Hello my loves! New member and very happy to be here. Let me start with a little background. Let me apoligize now. This is going to get long. lol
I married my hubby on our anniversary of 3 years, and we have been married for over 9 years now. We had our kids, twin boys, almost 9 months to the day of our wedding. (LOL can you tell we were excited about tying the knot?) We, obviously, have a lot of history. Sharing your life with anyone for that long will make you think that you know that person inside and out. So, when he told me he thought of himself as a she... it kind of threw me for a loop. This realization came to him (and I say him, because that is what he was at the time) when a close friend of ours, who we knew as a crossdresser for many years, told us that he was going to start the process of transitioning MTF. My hubby saw how happy I was for our friend, how accepting I was, and it made him start to look into the similar feelings he was experiencing.
It has been almost a 9 months since my hubby came to me and told me of his possible crossdressing tendencies. Since that time, he did a lot of soul searching and realized it was a lot more than that. SHE identifies more with women, and see herself as a non-op MTF.
Now, at first, I had a hard time dealing with this. Logically, I understood it completely. The wrapper didn't match what was inside. It was hard to tell my emotions to follow suit. I am now at a point where I not only understand, but truly accept and am happy with where we are in our lives. BUT, I have one problem...

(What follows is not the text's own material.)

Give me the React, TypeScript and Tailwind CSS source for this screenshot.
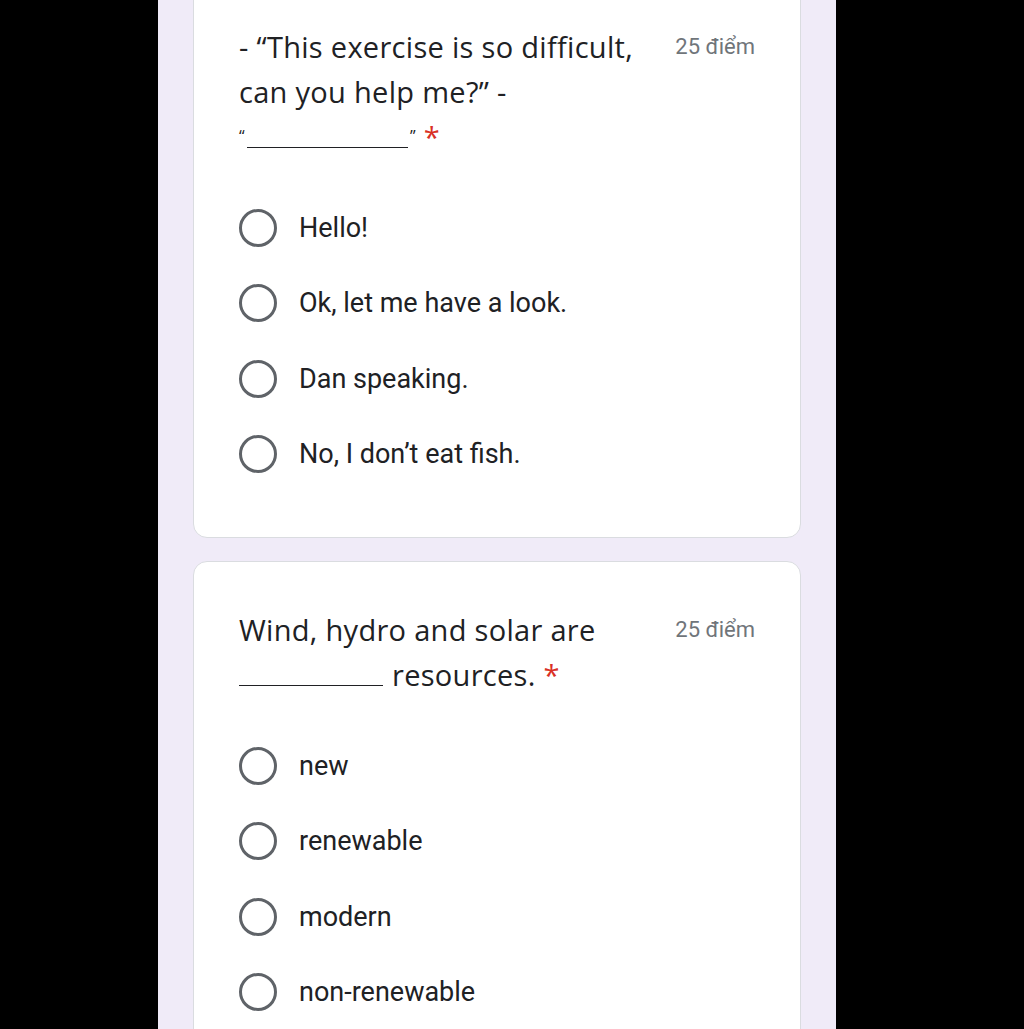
import React from "react";

const titleFont = { fontFamily: '"Open Sans", "Noto Sans", sans-serif' };

function Radio({ label }: { label: string }) {
  return (
    <div className="flex items-center h-[75.5px]">
      <div className="w-[38px] h-[38px] rounded-full border-[3px] border-[#5f6368] shrink-0" />
      <span className="ml-[22px] text-[27px] text-[#202124]" style={{ fontFamily: 'Roboto, "Liberation Sans", sans-serif' }}>
        {label}
      </span>
    </div>
  );
}

function Card({ title, options, className }: { title: React.ReactNode; options: string[]; className?: string }) {
  return (
    <div className={"bg-white border border-[#dadce0] rounded-[14px] pl-[45px] pr-[45px] pt-[45px] pb-[45px] " + (className ?? "")}>
      <div className="flex items-start justify-between">
        <div className="w-[420px] text-[29px] tracking-[0.3px] leading-[45px] text-[#202124]" style={titleFont}>
          {title}
        </div>
        <div className="text-[22px] leading-[45px] text-[#70757a] whitespace-nowrap" style={{ fontFamily: 'Roboto, "Liberation Sans", sans-serif' }}>
          25 điểm
        </div>
      </div>
      <div className="mt-[31px]">
        {options.map((o) => (
          <Radio key={o} label={o} />
        ))}
      </div>
    </div>
  );
}

export default function App() {
  return (
    <div className="w-[1024px] h-[1029px] bg-black overflow-hidden">
      <div className="ml-[158px] w-[678px] h-full bg-[#f0ebf8] px-[35px] overflow-hidden">
        <div className="-mt-[22px]">
          <Card
            title={
              <>
                - “This exercise is so difficult, can you help me?” -
                <br />
                <span className="text-[16px] align-top leading-[45px]">“</span>
                <span className="inline-block w-[161px] border-b-[1.5px] border-[#202124] h-[30px] mx-[2px] align-baseline" />
                <span className="text-[16px] align-top leading-[45px]">”</span>{" "}
                <span className="text-[#d93025]">*</span>
              </>
            }
            options={["Hello!", "Ok, let me have a look.", "Dan speaking.", "No, I don’t eat fish."]}
          />
          <Card
            className="mt-[23px]"
            title={
              <>
                Wind, hydro and solar are
                <br />
                <span className="inline-block w-[144px] border-b-[1.5px] border-[#202124] h-[30px] mr-[9px] align-baseline" />
                resources. <span className="text-[#d93025]">*</span>
              </>
            }
            options={["new", "renewable", "modern", "non-renewable"]}
          />
        </div>
      </div>
    </div>
  );
}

I haven't been able to be a participant in seeing her dressed. The few times in the past happened far before I was ready for them to, and always made me take ten steps back after I had struggled to take a single one forward. I feel completely ok with who my partner is, and am happy to give opinions when she is shopping online for new clothes and the like, but am terrified of being there when she actually dresses. I am scared that I will react just as I did before, and I don't want that to happen. It hurts us both and that is not something I want either of us to go through again.
Is it just me? Have any of you gone through the same thoughts/emotions? Part of me wonders if it is just a stark visual reminder of just how much our dynamic has changed, or if I am not really as ok with everything as I think I am. I really don't think that is the case, but it is still something that I fear.
So, am I nuts here? Or is this a 'normal' range of emotions to go through? I would love some input.